Bibas on Regulating Plea Bargaining

Stephanos Bibas (University of Pennsylvania) has a new article posted on SSRN. Download the article here.

Padilla v. Kentucky was a watershed in the Court’s turn to regulating plea bargaining. For decades, the Supreme Court has focused on jury trials as the central subject of criminal procedure, with only modest and ineffective procedural regulation of guilty pleas. This older view treated trials as the norm, was indifferent to sentencing, trusted judges and juries to protect innocence, and drew clean lines excluding civil proceedings and collateral consequences from its purview.

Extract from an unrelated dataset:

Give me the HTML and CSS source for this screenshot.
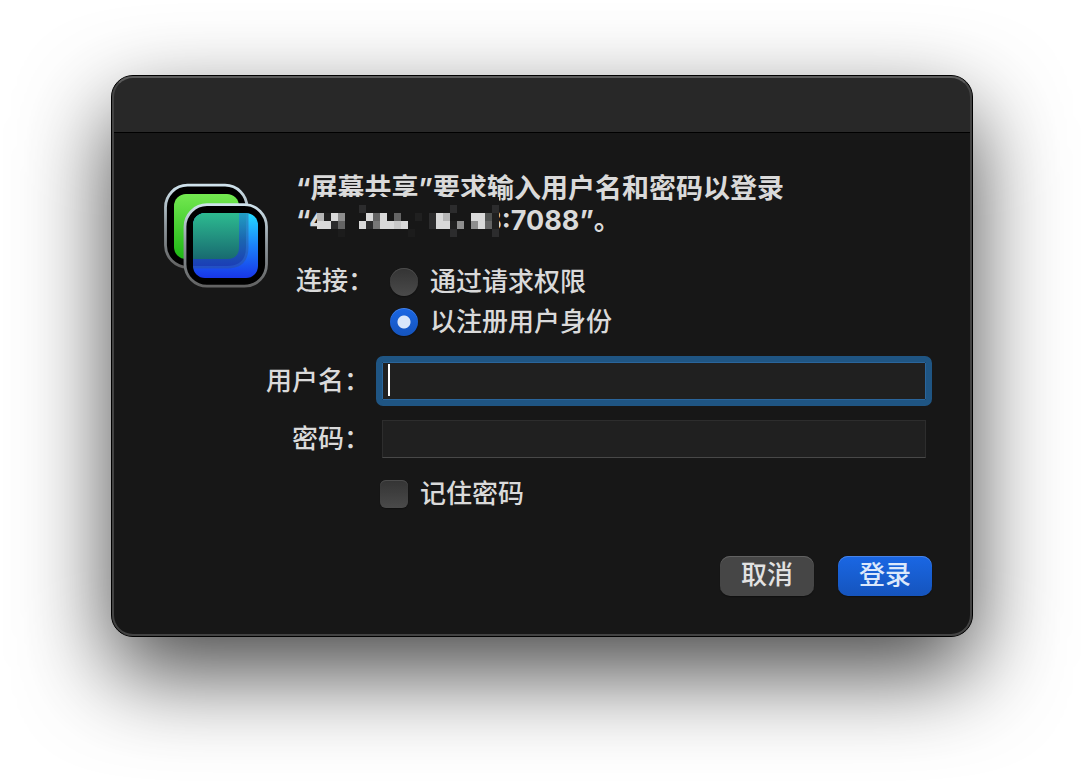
FILE: index.html
```html
<!DOCTYPE html>
<html lang="zh-CN">
<head>
<meta charset="utf-8">
<meta name="viewport" content="width=device-width, initial-scale=1">
<title>屏幕共享</title>
<link rel="stylesheet" href="styles.css">
</head>
<body>
<main class="dialog">
  <div class="titlebar"></div>
  <form class="content">
    <div class="intro">
      <svg class="app-icon" viewBox="164 183 104 105" aria-hidden="true">
        <defs>
          <linearGradient id="rim" x1="0" y1="0" x2="0" y2="1"><stop offset="0" stop-color="#cfe2ec"/><stop offset=".5" stop-color="#8e979d"/><stop offset="1" stop-color="#626262"/></linearGradient>
          <linearGradient id="green" x1="0" y1="0" x2="0" y2="1"><stop offset="0" stop-color="#73e850"/><stop offset="1" stop-color="#1db714"/></linearGradient>
          <linearGradient id="blue" x1="0" y1="0" x2="0" y2="1"><stop offset="0" stop-color="#25dcff"/><stop offset=".5" stop-color="#1b82fa"/><stop offset="1" stop-color="#1836e8"/></linearGradient>
          <linearGradient id="shade" x1="0" y1="0" x2="0" y2="1"><stop offset="0" stop-color="#219fc4"/><stop offset=".5" stop-color="#1b66b0"/><stop offset="1" stop-color="#1b3eb6"/></linearGradient>
          <linearGradient id="teal" x1="0" y1="0" x2="0" y2="1"><stop offset="0" stop-color="#2dbb90"/><stop offset="1" stop-color="#186a70"/></linearGradient>
          <clipPath id="screen"><rect x="193" y="213" width="65" height="65" rx="12"/></clipPath>
        </defs>
        <rect x="165.500" y="185.200" width="81.500" height="82" rx="22" fill="#000" stroke="url(#rim)" stroke-width="2.800"/>
        <rect x="174" y="194" width="65" height="65" rx="12" fill="url(#green)"/>
        <rect x="185" y="204.700" width="81.500" height="81.500" rx="22" fill="#000" stroke="url(#rim)" stroke-width="2.800"/>
        <g clip-path="url(#screen)">
          <rect x="193" y="213" width="65" height="65" fill="url(#blue)"/>
          <path d="M193 213h55.500v34q0 21.500-21.500 21.500h-34z" fill="#31518d" opacity=".45"/>
          <path d="M193 213h53v34q0 19-19 19h-34z" fill="url(#shade)"/>
          <path d="M193 213h46v34q0 12-12 12h-34z" fill="url(#teal)"/>
        </g>
      </svg>
      <div class="intro-text">
        <h1 class="message">“屏幕共享”要求输入用户名和密码以登录<br>“4<span class="address-gap"></span>8:7088”。
          <svg class="mosaic" viewBox="0 0 26 5" preserveAspectRatio="none" shape-rendering="crispEdges" aria-hidden="true">
            <path fill="#171717" d="M0 0h26v5H0z"/>
            <path fill="#2c2c2d" d="M6 1h1v1H6zM19 1h1v1h-1zM25 1h1v1h-1zM19 4h1v1h-1zM25 4h1v1h-1zM2 3h1v1H2zM7 3h1v1H7zM16 2h1v2h-1z"/>
            <path fill="#202020" d="M14 2h1v1h-1zM1 2h1v1H1zM19 3h1v1h-1zM25 2h1v2h-1z"/>
            <path fill="#1c1c1c" d="M3 4h1v1H3zM13 4h1v1h-1z"/>
            <path fill="#b6b6b6" d="M0 2h1v1H0zM18 2h1v1h-1z"/>
            <path fill="#d9d9d9" d="M2 2h1v1H2zM0 3h2v1H0zM7 2h1v1H7zM9 2h1v1H9zM6 3h1v1H6zM9 3h2v1H9zM12 3h1v1h-1zM17 2h1v2h-1zM18 3h1v1h-1zM22 2h2v1h-2zM23 3h1v1h-1z"/>
            <path fill="#c8c8c8" d="M11 3h1v1h-1z"/>
            <path fill="#8e8e8e" d="M3 2h1v1H3zM20 3h1v1h-1zM22 3h1v1h-1z"/>
            <path fill="#646464" d="M3 3h1v1H3zM8 2h1v1H8zM11 2h1v1h-1zM24 3h1v1h-1z"/>
            <path fill="#777" d="M8 3h1v1H8z"/>
            <path fill="#505251" d="M24 2h1v1h-1z"/>
          </svg>
        </h1>
        <div class="connection" role="radiogroup" aria-labelledby="connection-label">
          <span class="connection-label" id="connection-label">连接：</span>
          <div class="options">
            <label class="option"><input class="control radio" type="radio" name="connection">通过请求权限</label>
            <label class="option"><input class="control radio" type="radio" name="connection" checked>以注册用户身份</label>
          </div>
        </div>
      </div>
    </div>
    <div class="fields">
      <label class="field-label" for="username">用户名：</label>
      <div class="field"><input class="text-input active" id="username" type="text"><span class="caret"></span></div>
      <label class="field-label" for="password">密码：</label>
      <div class="field"><input class="text-input" id="password" type="password"></div>
    </div>
    <label class="option remember"><input class="control checkbox" type="checkbox">记住密码</label>
    <div class="actions">
      <button class="button" type="button">取消</button>
      <button class="button primary" type="button">登录</button>
    </div>
  </form>
</main>
</body>
</html>
```

FILE: styles.css
```css
* {
  box-sizing: border-box;
}

body {
  min-height: 100vh;
  margin: 0;
  padding: 75px 111px;
  background: #fff;
  color: #dadada;
  font: 500 26px/32px Inter, "Noto Sans CJK SC", sans-serif;
}

.dialog {
  position: relative;
  border: 1px solid #000;
  border-radius: 22px;
  background: #171717;
  box-shadow: 0 36px 90px rgba(0, 0, 0, 0.72);
}

.dialog::after {
  content: "";
  position: absolute;
  inset: 0;
  border: 2px solid #434343;
  border-top-color: #5c5c5c;
  border-radius: 21px;
  pointer-events: none;
}

.titlebar {
  height: 57px;
  border-bottom: 1px solid #000;
  border-radius: 21px 21px 0 0;
  background: #282828;
}

.content {
  padding: 39px 40px 40px 52px;
}

.intro {
  display: flex;
  gap: 28px;
}

.app-icon {
  flex: none;
  width: 104px;
  height: 105px;
  margin-top: 11px;
}

.intro-text {
  flex: 1;
}

.message {
  position: relative;
  margin: 0;
  padding-top: 1px;
  font-size: 27px;
  line-height: 32px;
  font-weight: 700;
}

.address-gap {
  display: inline-block;
  width: 157px;
}

.mosaic {
  position: absolute;
  left: 21px;
  top: 25px;
  width: 182px;
  height: 40px;
}

.connection {
  display: flex;
  margin-top: 25px;
}

.connection-label {
  width: 94px;
  line-height: 38px;
}

.option {
  display: flex;
  align-items: center;
  gap: 12px;
  height: 40px;
}

.control {
  appearance: none;
  flex: none;
  width: 28px;
  height: 28px;
  margin: 0;
  background: linear-gradient(#343434, #4a4a4a);
  box-shadow: inset 0 1px #4c4c4c, 0 1px 1px #101010;
}

.radio {
  border-radius: 50%;
}

.radio:checked {
  background: radial-gradient(circle, #d8e6fa 6px, transparent 7px), linear-gradient(#1a67e4, #1554bd);
  box-shadow: inset 0 1px #4783e8, 0 1px 1px #101010;
}

.checkbox {
  border-radius: 6px;
}

.fields {
  display: grid;
  grid-template-columns: 206px 1fr;
  gap: 20px 12px;
  align-items: center;
  margin-top: 20px;
  padding-right: 6px;
}

.field-label {
  text-align: right;
}

.field {
  position: relative;
  height: 38px;
}

.text-input {
  display: block;
  width: 100%;
  height: 38px;
  padding: 0 6px;
  border: 1px solid #2d2d2d;
  border-bottom-color: #484848;
  border-radius: 0;
  outline: none;
  background: #202020;
  color: #dadada;
  font: inherit;
}

.text-input.active {
  border-color: #2a659b;
  outline: 6px solid #1f5583;
  border-radius: 1px;
  caret-color: transparent;
}

.caret {
  position: absolute;
  left: 6px;
  top: 2px;
  width: 2px;
  height: 32px;
  background: #fff;
}

.remember {
  margin: 16px 0 0 216px;
}

.actions {
  display: flex;
  justify-content: flex-end;
  gap: 24px;
  margin-top: 42px;
}

.button {
  width: 94px;
  height: 40px;
  padding: 0 0 2px;
  border: 0;
  border-radius: 10px;
  background: #464646;
  box-shadow: inset 0 1px #626262, 0 1px 1px #101010;
  color: #e2e2e2;
  font: inherit;
}

.primary {
  background: linear-gradient(#1a67e4, #1554bd);
  box-shadow: inset 0 1px #4783e8, 0 1px 1px #101010;
  color: #dce8fb;
}
```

In United States v. Ruiz in 2002, the Court began to focus on the realities of the plea process itself, but did so only half-way. Not until Padilla this past year did the Court regulate plea bargaining’s substantive calculus, its attendant sentencing decisions, the lawyers who run it, and related civil and collateral consequences. Padilla marks the eclipse of Justice Scalia’s formalist originalism, the parting triumph of Justice Stevens’ common-law incrementalism, and the rise of the two realistic ex-prosecutors on the Court, Justices Alito and Sotomayor. To complete Padilla’s unfinished business, the Court and legislatures should look to consumer protection law, to regulate at least the process if not the substance of plea bargaining.